3. When was the document created and/or last updated?
For the most part, one is dependent on the information the creator of the page provides. Some pages will list when they were last updated (though this may or may not be accurate). E-zines and electronic journals will often list a date, a time frame, or an issue number, such as "Spring/Summer 1999" or "Issue 8.10". Also keep in mind that the "expiration date" of information depends a lot on what it is. For example, sports statistics may become useless within days, but a list of major texts written in ancient Sumarian might be reliable for years. Only educating yourself about the topic will teach you what information is current and therefore reliable.
4. Based on your answers to the above questions, how trustworthy do you believe this source is?
Again, you will have to use your own judgment, based on what you have learned and how any single page fits in with what is commonly known about the subject in question.
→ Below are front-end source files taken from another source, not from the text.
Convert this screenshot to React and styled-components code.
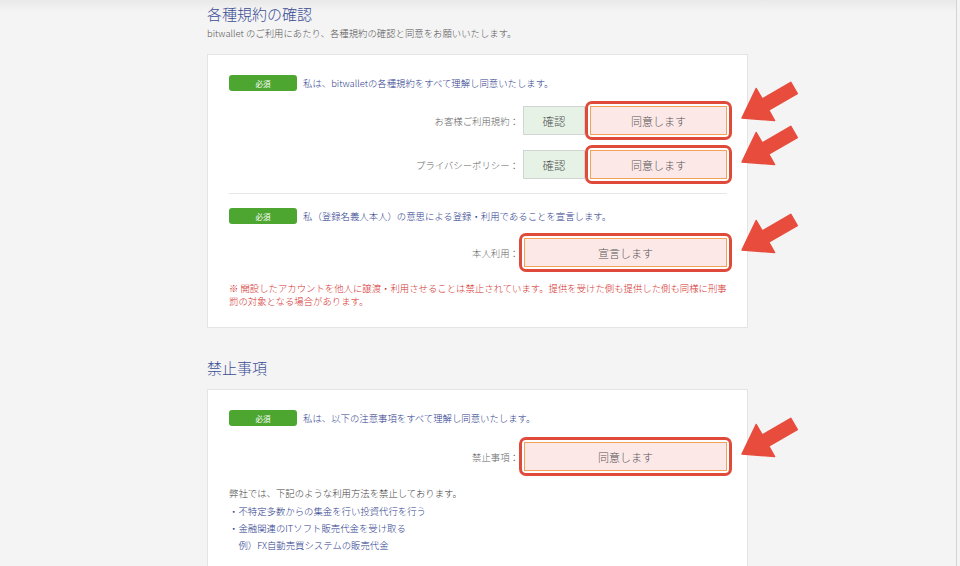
import React from "react";
import styled, { createGlobalStyle } from "styled-components";

const Global = createGlobalStyle`
  html, body { margin: 0; padding: 0; background: #f4f4f4; }
  body { font-family: "Noto Sans CJK JP", "Noto Sans", sans-serif; overflow: hidden; }
`;

const Frame = styled.div`
  width: 957px;
  height: 566px;
  overflow: hidden;
  box-sizing: border-box;
  border-right: 1px solid #d4d4d4;
  background: linear-gradient(#e9e9e9 0px, #f4f4f4 12px, #f4f4f4 100%);
`;

const Column = styled.div`
  margin-left: 207px;
  width: 541px;
`;

const Heading = styled.h2`
  margin: ${(p) => p.$top}px 0 0 0;
  font-size: 15px;
  line-height: 20px;
  font-weight: 300;
  color: #3b4d93;
`;

const Lead = styled.p`
  margin: 2px 0 0 0;
  font-size: 9.4px;
  line-height: 14px;
  font-weight: 300;
  color: #555;
`;

const Card = styled.section`
  margin-top: ${(p) => p.$top}px;
  background: #fff;
  border: 1px solid #e4e4e4;
  padding: 20px 20px 19px 21px;
`;

const Statement = styled.div`
  display: flex;
  align-items: center;
  gap: 6px;
  height: 16px;
  margin-top: ${(p) => p.$top || 0}px;
`;

const Badge = styled.span`
  width: 68px;
  height: 16px;
  border-radius: 3px;
  background: #4ca62f;
  color: #fff;
  font-size: 7.5px;
  display: flex;
  align-items: center;
  justify-content: center;
`;

const StatementText = styled.span`
  font-size: 9.4px;
  font-weight: 300;
  color: #2c3b8c;
`;

const Row = styled.div`
  position: relative;
  display: flex;
  align-items: center;
  justify-content: flex-end;
  height: 29px;
  margin-top: ${(p) => p.$top}px;
`;

const Label = styled.span`
  font-size: 9.4px;
  font-weight: 300;
  color: #666;
  margin-right: ${(p) => p.$gap}px;
`;

const Confirm = styled.span`
  width: 62px;
  height: 29px;
  box-sizing: border-box;
  background: #e6f2e6;
  border: 1px solid #d2d6d2;
  color: #555;
  font-size: 11.5px;
  font-weight: 300;
  display: flex;
  align-items: center;
  justify-content: center;
  margin-right: 5px;
`;

const Agree = styled.span`
  position: relative;
  width: ${(p) => p.$w}px;
  height: 29px;
  box-sizing: border-box;
  background: #fde8e8;
  border: 1px solid #f3a25a;
  color: #555;
  font-size: 11px;
  font-weight: 300;
  display: flex;
  align-items: center;
  justify-content: center;
  &::after {
    content: "";
    position: absolute;
    inset: -6px;
    border: 3px solid #e04a3a;
    border-radius: 7px;
    pointer-events: none;
  }
`;

const ArrowBox = styled.svg`
  position: absolute;
  left: calc(100% + 10px);
  top: calc(50% - 42px);
  width: 64px;
  height: 46px;
`;

const Arrow = () => (
  <ArrowBox viewBox="0 0 64 46">
    <polygon
      points="5,39 19.2,9.5 25.2,19.9 53.8,3.4 60.3,14.6 31.7,31.1 37.6,41.5"
      fill="#e84c3d"
      stroke="#e84c3d"
      strokeWidth="1.5"
      strokeLinejoin="round"
    />
  </ArrowBox>
);

const Divider = styled.hr`
  margin: 14px 0 0 0;
  border: 0;
  border-top: 1px solid #e6e6e6;
`;

const Notice = styled.p`
  margin: 15px 0 0 0;
  font-size: 9.4px;
  font-weight: 300;
  line-height: 13px;
  color: #d3302c;
`;

const Body = styled.p`
  margin: ${(p) => p.$top || 0}px 0 0 0;
  font-size: 9.4px;
  font-weight: 300;
  line-height: 17px;
  color: ${(p) => (p.$navy ? "#2c3b8c" : "#444")};
  white-space: pre;
`;

export default function App() {
  return (
    <>
      <Global />
      <Frame>
        <Column>
          <Heading $top={4}>各種規約の確認</Heading>
          <Lead>bitwallet のご利用にあたり、各種規約の確認と同意をお願いいたします。</Lead>

          <Card $top={14}>
            <Statement>
              <Badge>必須</Badge>
              <StatementText>私は、bitwalletの各種規約をすべて理解し同意いたします。</StatementText>
            </Statement>
            <Row $top={15}>
              <Label $gap={4}>お客様ご利用規約：</Label>
              <Confirm>確認</Confirm>
              <Agree $w={137}>同意します</Agree>
              <Arrow />
            </Row>
            <Row $top={15}>
              <Label $gap={4}>プライバシーポリシー：</Label>
              <Confirm>確認</Confirm>
              <Agree $w={137}>同意します</Agree>
              <Arrow />
            </Row>
            <Divider />
            <Statement $top={14}>
              <Badge>必須</Badge>
              <StatementText>私（登録名義人本人）の意思による登録・利用であることを宣言します。</StatementText>
            </Statement>
            <Row $top={14}>
              <Label $gap={5}>本人利用：</Label>
              <Agree $w={203}>宣言します</Agree>
              <Arrow />
            </Row>
            <Notice>
              ※ 開設したアカウントを他人に譲渡・利用させることは禁止されています。提供を受けた側も提供した側も同様に刑事罰の対象となる場合があります。
            </Notice>
          </Card>

          <Heading $top={30}>禁止事項</Heading>
          <Card $top={11}>
            <Statement>
              <Badge>必須</Badge>
              <StatementText>私は、以下の注意事項をすべて理解し同意いたします。</StatementText>
            </Statement>
            <Row $top={16}>
              <Label $gap={5}>禁止事項：</Label>
              <Agree $w={203}>同意します</Agree>
              <Arrow />
            </Row>
            <Body $top={14}>弊社では、下記のような利用方法を禁止しております。</Body>
            <Body $navy $top={1}>・不特定多数からの集金を行い投資代行を行う</Body>
            <Body $navy>・金融関連のITソフト販売代金を受け取る</Body>
            <Body $navy>{"　例）FX自動売買システムの販売代金"}</Body>
          </Card>
        </Column>
      </Frame>
    </>
  );
}
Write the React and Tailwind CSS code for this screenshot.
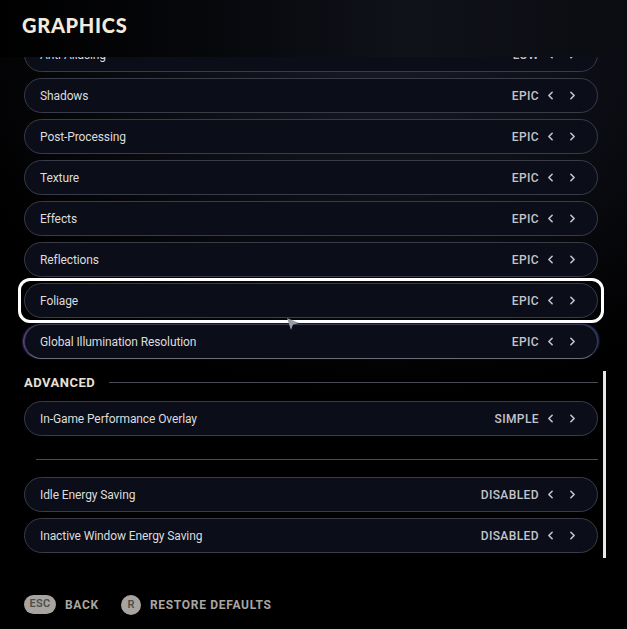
import React from "react";
import { ChevronLeft, ChevronRight } from "lucide-react";

const graphics = [
  { label: "Anti-Aliasing", value: "LOW" },
  { label: "Shadows", value: "EPIC" },
  { label: "Post-Processing", value: "EPIC" },
  { label: "Texture", value: "EPIC" },
  { label: "Effects", value: "EPIC" },
  { label: "Reflections", value: "EPIC" },
  { label: "Foliage", value: "EPIC", focused: true },
  { label: "Global Illumination Resolution", value: "EPIC", glow: true },
];

const Row = ({ label, value, glow }) => (
  <div
    className={`flex h-[35px] items-center justify-between rounded-full border bg-[#0b0d18] pl-[15px] pr-[18px] ${
      glow
        ? "border-[#393c48] border-b-[#6a6c75] shadow-[-2px_0_2px_-1px_rgba(170,90,255,0.85),2px_-1px_2px_-1px_rgba(90,120,255,0.5)]"
        : "border-[#393c48]"
    }`}
  >
    <span className="text-[12px] tracking-[-0.1px] text-[#dcdcdc]">{label}</span>
    <div className="flex items-center text-[#c4c4cc]">
      <span className="text-[12px] font-medium tracking-[0.4px]">{value}</span>
      <ChevronLeft className="ml-[5px] h-[13px] w-[13px]" strokeWidth={3} />
      <ChevronRight className="ml-[9px] h-[13px] w-[13px]" strokeWidth={3} />
    </div>
  </div>
);

export default function App() {
  return (
    <div
      className="relative flex h-[629px] w-[627px] flex-col overflow-hidden bg-[radial-gradient(ellipse_70%_55%_at_62%_8%,#171a26_0%,#0b0c12_55%,#000_100%)]"
      style={{ fontFamily: "Roboto, 'Liberation Sans', sans-serif" }}
    >
      <div className="flex h-[57px] shrink-0 items-center bg-[linear-gradient(90deg,#000_0%,#07080c_35%,#10121a_65%,#0b0c11_100%)] pl-[22px] pb-[8px]">
        <h1
          className="text-[20px] font-black leading-none tracking-[0.7px] text-[#f2eadb]"
          style={{ fontFamily: "Lato, sans-serif" }}
        >
          GRAPHICS
        </h1>
      </div>

      <div className="relative h-[516px] shrink-0 overflow-hidden">
        <div className="-mt-[20px] flex flex-col pl-[24px] pr-[29px]">
          <div className="flex flex-col gap-[6px]">
            {graphics.map((g) =>
              g.focused ? (
                <div
                  key={g.label}
                  className="-mx-[6px] -my-[5px] rounded-[12px] border-[3px] border-white px-[3px] py-[2px]"
                >
                  <Row {...g} />
                </div>
              ) : (
                <Row key={g.label} {...g} />
              )
            )}
          </div>

          <div className="mt-[15px] mb-[10px] flex h-[17px] items-center">
            <span className="text-[13px] font-bold tracking-[0.5px] text-[#e6e1d6]">ADVANCED</span>
            <div className="ml-[14px] h-[1px] flex-1 bg-[#4a4b52]" />
          </div>

          <Row label="In-Game Performance Overlay" value="SIMPLE" />

          <div className="ml-[12px] mt-[23px] mb-[17px] h-[1px] bg-[#4a4b52]" />

          <div className="flex flex-col gap-[6px]">
            <Row label="Idle Energy Saving" value="DISABLED" />
            <Row label="Inactive Window Energy Saving" value="DISABLED" />
          </div>
        </div>

        <div className="absolute right-[21px] top-[314px] h-[187px] w-[3px] bg-[#e8e8e8]" />

        <svg
          className="absolute left-[286px] top-[260px]"
          width="14"
          height="14"
          viewBox="0 0 14 14"
        >
          <path d="M1 1 L13 6 L7 7.5 L5 13 Z" fill="#9a9ca3" />
        </svg>
      </div>

      <div className="flex flex-1 items-start pl-[24px] pt-[22px] text-[12px] font-bold tracking-[0.7px] text-[#a9a6a1]">
        <div className="flex items-center">
          <span className="flex h-[19px] w-[32px] items-center justify-center rounded-full bg-[#a8a5a0] text-[11px] font-semibold tracking-[0.3px] text-[#4f4d4a]">
            ESC
          </span>
          <span className="ml-[9px]">BACK</span>
        </div>
        <div className="ml-[22px] flex items-center">
          <span className="flex h-[20px] w-[20px] items-center justify-center rounded-full bg-[#a8a5a0] text-[11px] font-semibold tracking-normal text-[#4f4d4a]">
            R
          </span>
          <span className="ml-[9px]">RESTORE DEFAULTS</span>
        </div>
      </div>
    </div>
  );
}
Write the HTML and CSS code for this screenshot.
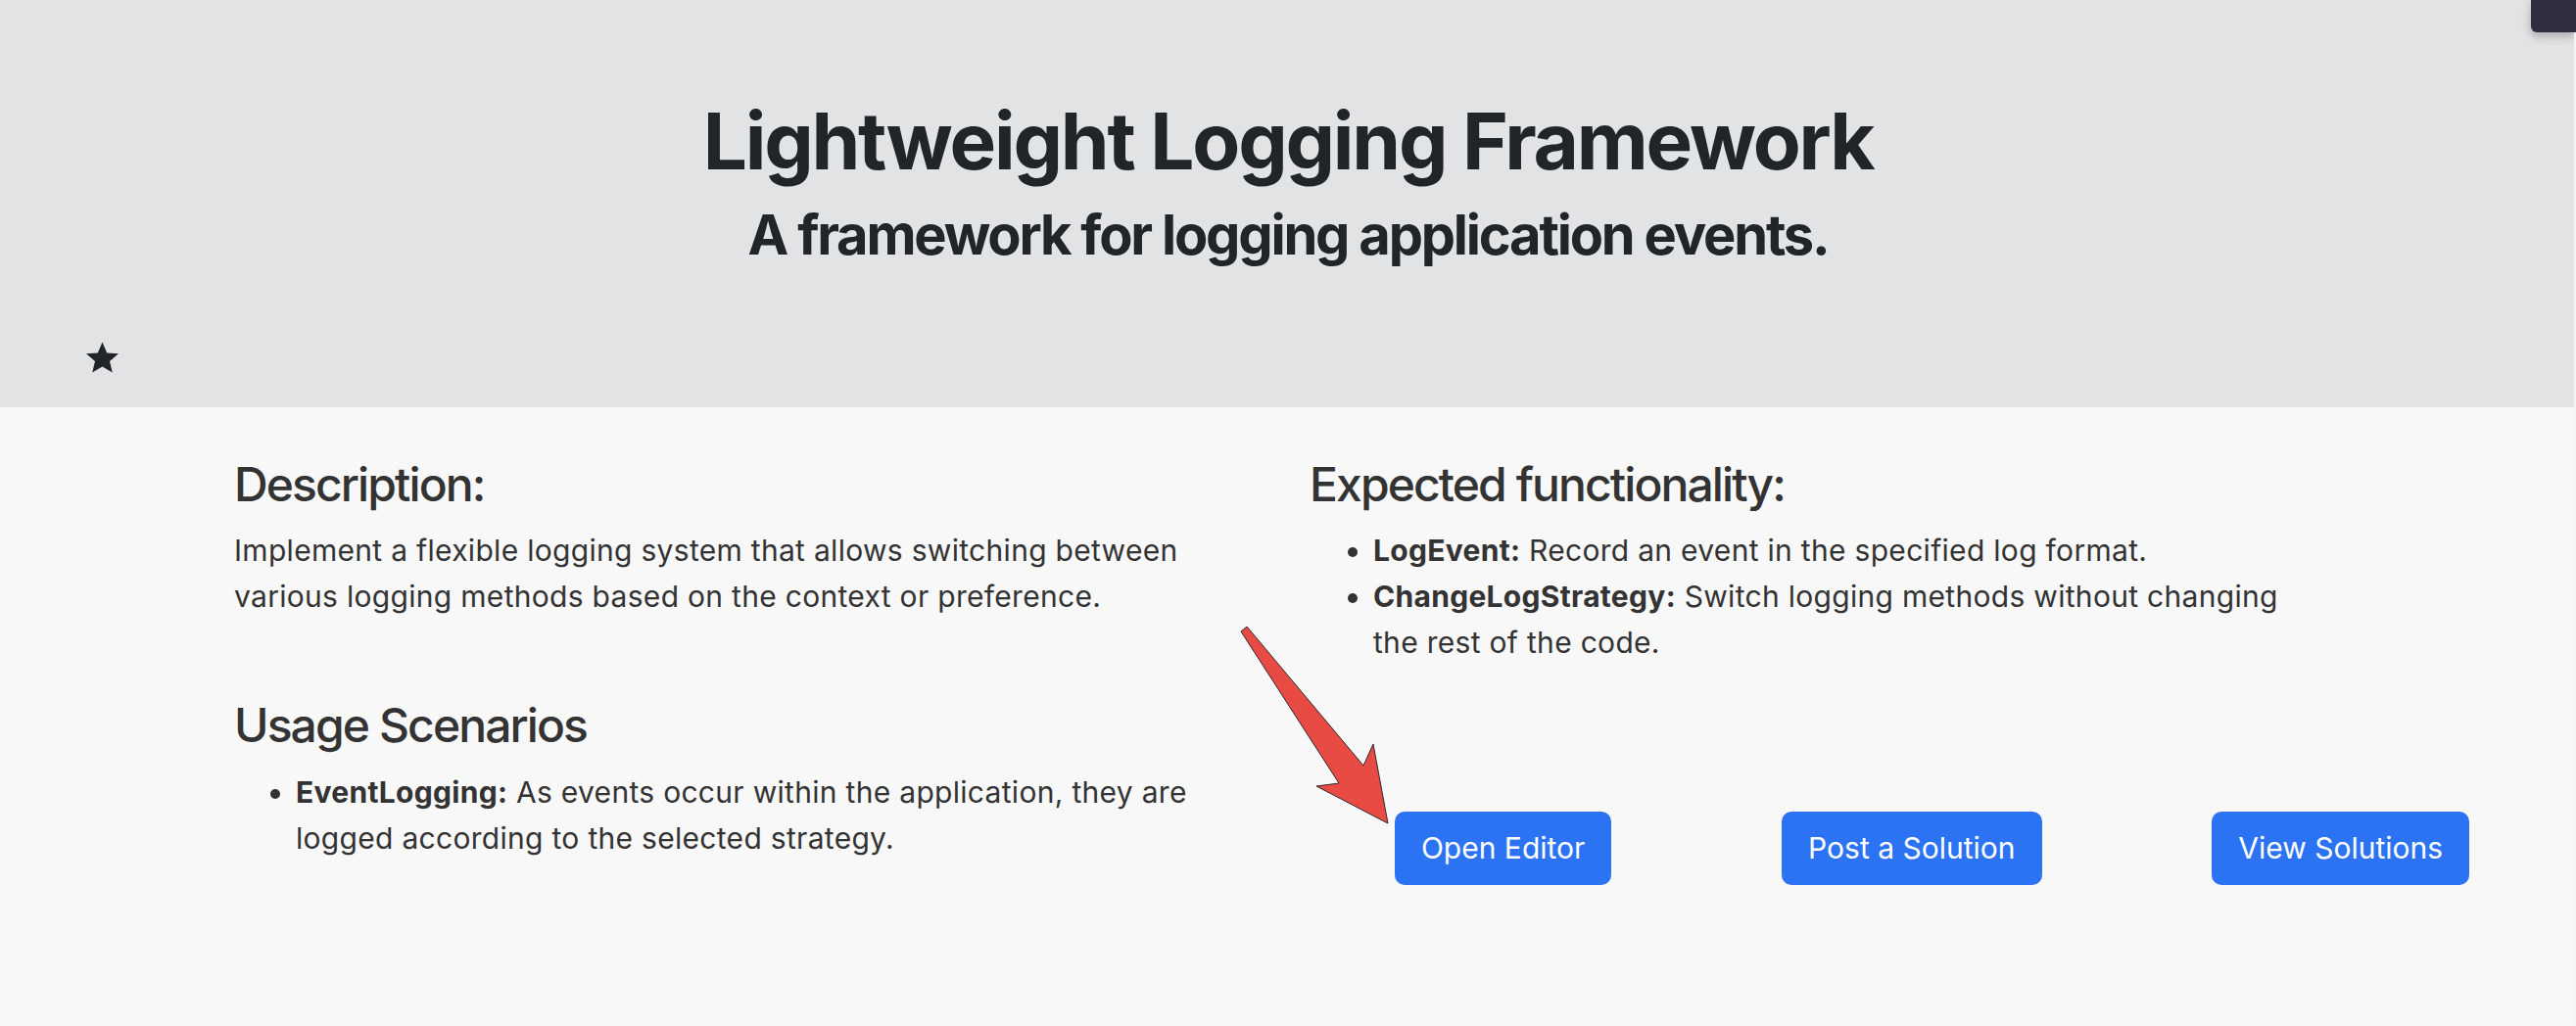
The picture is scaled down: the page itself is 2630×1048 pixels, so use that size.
FILE: index.html
```html
<!DOCTYPE html>
<html lang="en">
<head>
<meta charset="utf-8">
<title>Lightweight Logging Framework</title>
<link rel="stylesheet" href="styles.css">
</head>
<body>
<header class="hero">
  <h1 class="hero-title">Lightweight Logging Framework</h1>
  <h2 class="hero-subtitle">A framework for logging application events.</h2>
  <div class="hero-star">
    <svg width="37" height="37" viewBox="0 0 24 24" aria-hidden="true"><path d="M12 1.6l3.05 7.1 7.65.62-5.84 4.98 1.8 7.5L12 17.8l-6.66 4 1.8-7.5L1.3 9.32l7.65-.62z" fill="#212529"/></svg>
  </div>
</header>
<main class="content">
  <section class="col col-left">
    <h4 class="section-title">Description:</h4>
    <p class="text">Implement a flexible logging system that allows switching between various logging methods based on the context or preference.</p>
    <h4 class="section-title usage-title">Usage Scenarios</h4>
    <ul class="list">
      <li><strong>EventLogging:</strong> As events occur within the application, they are logged according to the selected strategy.</li>
    </ul>
  </section>
  <section class="col col-right">
    <h4 class="section-title">Expected functionality:</h4>
    <ul class="list list-right">
      <li><strong>LogEvent:</strong> Record an event in the specified log format.</li>
      <li><strong>ChangeLogStrategy:</strong> Switch logging methods without changing the rest of the code.</li>
    </ul>
    <div class="actions">
      <a class="btn">Open Editor</a>
      <a class="btn">Post a Solution</a>
      <a class="btn">View Solutions</a>
    </div>
  </section>
</main>
<svg class="arrow" width="200" height="240" viewBox="0 0 200 240" aria-hidden="true">
  <polygon points="17,25 23,20 142,162 152,140 167,221 94,183 117,180" fill="#e84b44" stroke="#2a2a2a" stroke-width="1" stroke-linejoin="miter"/>
</svg>
<div class="corner-tab"></div>
<div class="edge-line"></div>
</body>
</html>
```

FILE: styles.css
```css
* { box-sizing: border-box; }

html, body {
  margin: 0;
  padding: 0;
}

body {
  background: #f8f8f9;
  font-family: Inter, "Noto Sans", "Liberation Sans", sans-serif;
  color: #333333;
  width: 2630px;
  height: 1048px;
  overflow: hidden;
  position: relative;
}

.hero {
  background: #e2e3e5;
  height: 416px;
  padding-top: 96px;
  color: #212529;
}

.hero-title {
  margin: 0;
  text-align: center;
  font-size: 80px;
  line-height: 96px;
  font-weight: 700;
  letter-spacing: -2.2px;
}

.hero-subtitle {
  margin: 15px 0 0;
  text-align: center;
  font-size: 56px;
  line-height: 67px;
  font-weight: 700;
  letter-spacing: -2.2px;
}

.hero-star {
  margin: 73px 0 0 86px;
  width: 37px;
  height: 37px;
}

.hero-star svg { display: block; }

.content {
  display: grid;
  grid-template-columns: 1098px 1271px;
  padding: 50px 0 0 239px;
}

.section-title {
  margin: 0 0 15px;
  font-size: 48px;
  line-height: 58px;
  font-weight: 500;
  color: #333333;
  letter-spacing: -1.9px;
}

.usage-title {
  margin-top: 79px;
  margin-bottom: 16px;
}

.text {
  margin: 0;
  max-width: 1040px;
  font-size: 30px;
  line-height: 47px;
  letter-spacing: 0.3px;
}

.list {
  margin: 0;
  padding-left: 63px;
  font-size: 30px;
  line-height: 47px;
  letter-spacing: 0.3px;
  max-width: 1040px;
}

.list-right {
  max-width: 1020px;
  padding-left: 65px;
}

.list strong { font-weight: 700; }

.actions {
  margin-top: 149px;
  display: flex;
  justify-content: space-around;
}

.btn {
  display: inline-block;
  background: #2c73f4;
  color: #ffffff;
  font-size: 30px;
  line-height: 45px;
  padding: 15px 27px;
  border-radius: 10px;
  text-decoration: none;
}

.arrow {
  position: absolute;
  left: 1250px;
  top: 620px;
}

.corner-tab {
  position: absolute;
  top: 0;
  right: 0;
  width: 46px;
  height: 33px;
  background: #2f2e41;
  border-bottom-left-radius: 6px;
  box-shadow: 0 4px 10px rgba(0, 0, 0, 0.25);
}

.edge-line {
  position: absolute;
  top: 33px;
  right: 0;
  width: 2px;
  height: 1015px;
  background: #f4f4f4;
}
```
Based on your answers in the above three sections and your evaluation of this Web site, please answer the following questions:
1. Does this site provide accurate, reliable, and updated information on your topic? Please explain your answer.
2. Would you recommend this site to one of your classmates? Please explain what you believe are the pros and cons of the site. If your evaluation is overwhelmingly negative, what led you originally to choose to evaluate this Web site, rather than another, better one?